For days, it’s all we’ve been able to talk about.
“I think it’s bloody rude of them to do this!” Saffy ranted the other day at breakfast. It’s the last thing on her mind as she goes to sleep and she wakes up tormented, vaguely hoping that it’s all a bad dream.
“If I had shares in Pacnet, I’d sell them now!” Amanda sniffed.
Of course, now, we’re all obsessed with the next step. We’re leery of going to another web-based email service like Gmail or Yahoo!, though Amanda says if Google or Yahoo! ever went under, then it might as well be the end of the world, so maybe we’d be quite safe with them.
Option B is to set up our own domain name, but that involves a whole set of options that none of us has the range to deal with.
“What does it mean when they say ‘unlimited data transfer’?” Saffy asked as she scrolled through a website.

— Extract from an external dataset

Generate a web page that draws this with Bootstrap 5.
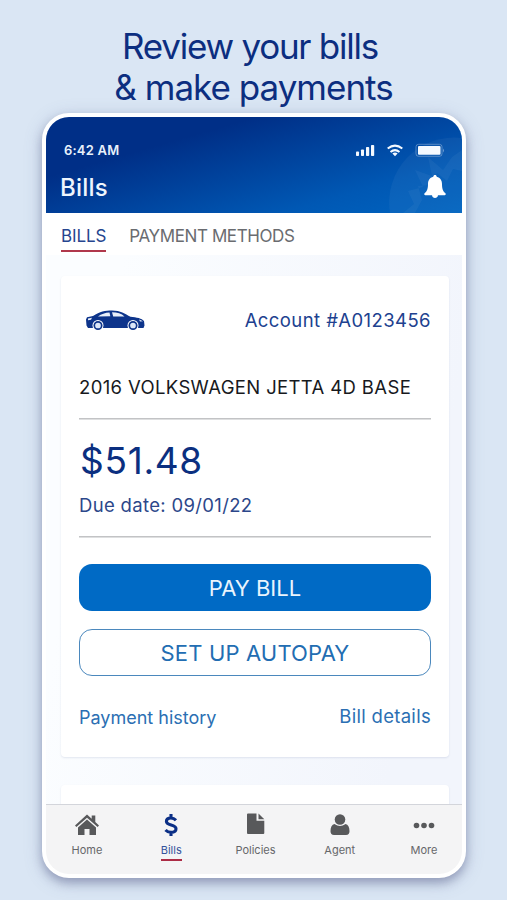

I asked, “But would you know how to reconfigure Outlook with the SMTP and POP accounts?”
Saffy looked up from her laptop and stared at me. “I did not understand a word you just said.”
I remember when I switched from my old Acer to the new iMac, it took forever for the email to be set up. The worst part was the Pacnet girl on the Helpline kept rabbiting on about SMTP and POP accounts, which I’ve always remembered but have never understood. It’s kind of like knowing that Felix Baumgartner fell to Earth at 1,342kph – it’s just a number. It means nothing.
It occurs to me that someone out there could get very rich in the coming months helping all the hysterical, panicking PacNet users out there migrate safely and calmly to a new email address. Saffy insists that we shouldn’t rule out suing.